I am trying to move into this month without cracking up or breaking down. I’ve lost the run temporarily and even a small interruption sets me back. You know it is with a mental stability that isn’t quite that solid. I don’t want to say anything more than that.
Here are the books. Nonfiction first:
- Living Poor: a Peace Corps Chronicle by Moritz Thomsen – in honor of the month Ecuador’s civil war for independence ended.
- Wherever You Go, There You Are: Mindfulness Meditation in Everyday Life by Jon Kabat-Zinn – (AB) in honor of the holidays and how much they can stress you out. I’m reading this and listening to it on audio.
- The Fifties by David Halberstam – in honor of finishing what I said I would.
- Baby Doctor by Perri Klass – in honor of National Health Month.

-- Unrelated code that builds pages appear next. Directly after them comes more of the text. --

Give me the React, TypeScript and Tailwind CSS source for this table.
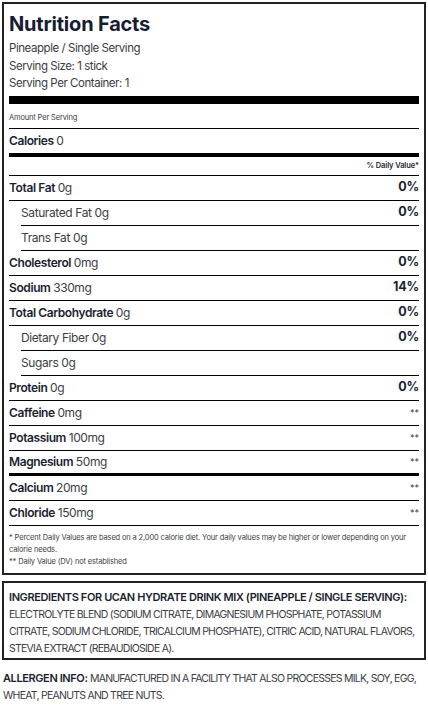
const rows: {
    label: string;
    amount: string;
    dv?: string;
    sub?: boolean;
    thick?: boolean;
}[] = [
    { label: 'Total Fat', amount: '0g', dv: '0%' },
    { label: 'Saturated Fat', amount: '0g', dv: '0%', sub: true },
    { label: 'Trans Fat', amount: '0g', sub: true },
    { label: 'Cholesterol', amount: '0mg', dv: '0%' },
    { label: 'Sodium', amount: '330mg', dv: '14%' },
    { label: 'Total Carbohydrate', amount: '0g', dv: '0%' },
    { label: 'Dietary Fiber', amount: '0g', dv: '0%', sub: true },
    { label: 'Sugars', amount: '0g', sub: true },
    { label: 'Protein', amount: '0g', dv: '0%' },
    { label: 'Caffeine', amount: '0mg', dv: '**' },
    { label: 'Potassium', amount: '100mg', dv: '**' },
    { label: 'Magnesium', amount: '50mg', dv: '**', thick: true },
    { label: 'Calcium', amount: '20mg', dv: '**' },
    { label: 'Chloride', amount: '150mg', dv: '**' },
];

function NutrientRow({ label, amount, dv, sub, thick }: (typeof rows)[number]) {
    // sub rows are indented, so their rule starts further in too
    return (
        <div
            className={`flex h-[25px] items-center justify-between border-black ${
                sub ? 'ml-[12px]' : ''
            } ${thick ? 'border-b-[3px]' : 'border-b'}`}
        >
            <p className="text-[12px] tracking-[-0.4px] text-[#3b3d45]">
                {sub ? (
                    <span>{label} </span>
                ) : (
                    <span className="font-semibold text-[#1b1f30]">{label} </span>
                )}
                {amount}
            </p>
            {dv === '**' ? (
                <span className="text-[9px] text-[#3b3d45]">**</span>
            ) : (
                dv && (
                    <span className="text-[12.5px] font-bold tracking-[-0.2px] text-[#1b1f30]">
                        {dv}
                    </span>
                )
            )}
        </div>
    );
}

export default function App() {
    return (
        <main className="bg-white p-[2px] font-['Inter',sans-serif] text-[#1b1f30]">
            {/* Label panel */}
            <section className="border-2 border-[#222] px-[5px] pt-[4px] pb-[5px]">
                <h1 className="text-[20px] font-bold leading-[32px] tracking-[-0.2px] text-[#171c33]">
                    Nutrition Facts
                </h1>
                <div className="text-[11.5px] leading-[17.5px] tracking-[-0.45px] text-[#3b3d45]">
                    <p>Pineapple / Single Serving</p>
                    <p>Serving Size: 1 stick</p>
                    <p>Serving Per Container: 1</p>
                </div>
                <div className="mt-[3px] h-[8px] bg-black"></div>
                <div className="flex h-[25px] items-center border-b border-black pt-[4px] text-[7.5px] tracking-[-0.15px] text-[#3b3d45]">
                    Amount Per Serving
                </div>
                <div className="flex h-[28px] items-center border-b-[4px] border-black">
                    <p className="text-[12px] tracking-[-0.4px] text-[#3b3d45]">
                        <span className="font-semibold text-[#1b1f30]">Calories </span>0
                    </p>
                </div>
                <div className="flex h-[19px] items-center justify-end border-b border-black text-[7.5px] font-semibold tracking-[-0.1px]">
                    % Daily Value*
                </div>
                {rows.map((row) => (
                    <NutrientRow key={row.label} {...row} />
                ))}
                <div className="pt-[6px] text-[7.5px] leading-[12px] tracking-[-0.15px] text-[#3b3d45]">
                    <p>
                        * Percent Daily Values are based on a 2,000 calorie diet. Your daily values
                        may be higher or lower depending on your calorie needs.
                    </p>
                    <p>** Daily Value (DV) not established</p>
                </div>
            </section>

            {/* Ingredients */}
            <section className="mt-[6px] border-2 border-[#222] px-[5px] pt-[6px] pb-[1px] text-[10.5px] leading-[17px] tracking-[-0.75px] text-[#3b3d45]">
                <p className="text-[11px] font-semibold tracking-[-0.4px] text-[#1b1f30]">
                    INGREDIENTS FOR UCAN HYDRATE DRINK MIX (PINEAPPLE / SINGLE SERVING):
                </p>
                <p>ELECTROLYTE BLEND (SODIUM CITRATE, DIMAGNESIUM PHOSPHATE, POTASSIUM</p>
                <p>
                    CITRATE, SODIUM CHLORIDE, TRICALCIUM PHOSPHATE), CITRIC ACID, NATURAL FLAVORS,
                </p>
                <p>STEVIA EXTRACT (REBAUDIOSIDE A).</p>
            </section>

            <div className="mt-[10px] pl-[1px] text-[10.5px] leading-[17px] tracking-[-0.75px] text-[#3b3d45]">
                <p>
                    <span className="text-[11px] font-semibold tracking-[-0.4px] text-[#1b1f30]">
                        ALLERGEN INFO:{' '}
                    </span>
                    MANUFACTURED IN A FACILITY THAT ALSO PROCESSES MILK, SOY, EGG,
                </p>
                <p>WHEAT, PEANUTS AND TREE NUTS.</p>
            </div>
        </main>
    );
}
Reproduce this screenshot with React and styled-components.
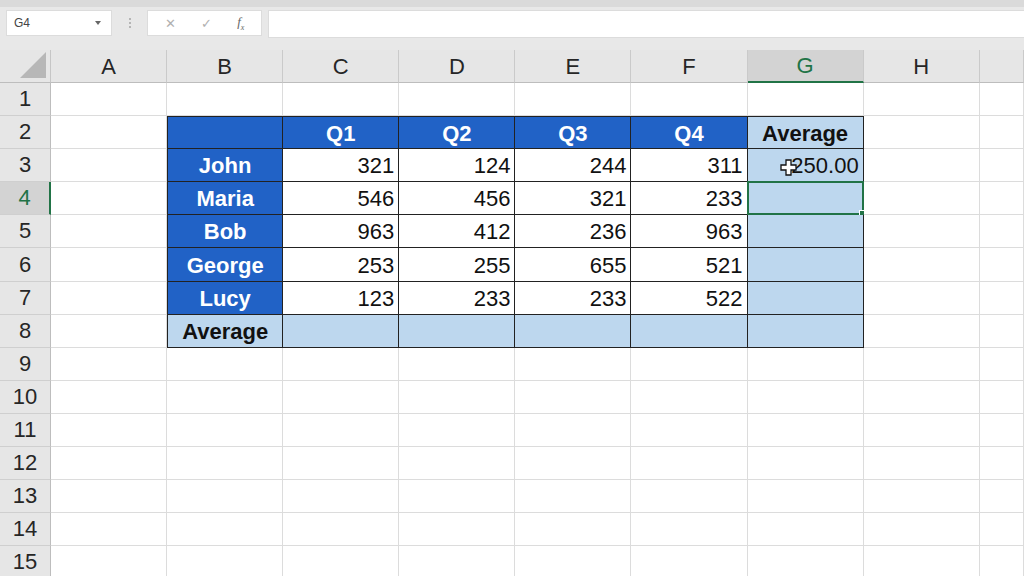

- Goodbye, Mr. Chips by James Hilton – in honor of National Education Week. This should take me a lunch break to read.
- Neverwhere by Neil Gaiman – in honor of Gaiman’s birth month.
- Advise and Consent by Allen Drury – in honor of November being an election month (and is it ever!).
- Then There Were Five by Elizabeth Enright – (EAB = electronic audio book) to continue the series started in September in honor of Enright’s birth month.
- A Toast To Tomorrow by Manning Coles – to continue the series started in October in honor of Octoberfest.
- Love Songs from a Shallow Grave by Colin Cotterill – to END the series started in May in honor of Rocket Day.
Beck, Charlotte Joko. Everyday Zen: Love and Work. San Francisco: Haper Collins, 1989.
I had a hard time wrapping my brain around the reading of this book. I think I couldn’t figure out what was bugging me until I realized the reading required more than just my brain. It asked my heart and soul, my beliefs and convictions to get involved. It became a religious thing and that was something I really struggled with in order to read Beck’s book. I admit it – I am a person wrestling with and for a belief. If that bothers you, stop reading right here. I am searching for self-acceptance for what I believe and, ultimately, do NOT have faith in.
I found it insteresting that Beck put the word love in the title of her book because in the chapter specifically on love she states, “love is a word not often mentioned in Buddhist texts. And the love (compassion) they talk about is not an emotion…” (p 71). I had an interesting time coming to terms with that concept.
The other quotes that I took to heart are:
“…the storms of life eventually hit them more lightly. If we can accept things just the way they are we’re not going to be gratly upset by anything. And if we do become upset it’s over more quickly” (p 13).
“We can’t love something we need” (p 39).
“Other people are not me” (p 68).
“Not all problems are as tough as these, but less demanding ones may still send us up the wall with worry” (p 99).
BookLust Twist: From Book Lust in the chapter “Zen Buddhism And Meditation” (p 255).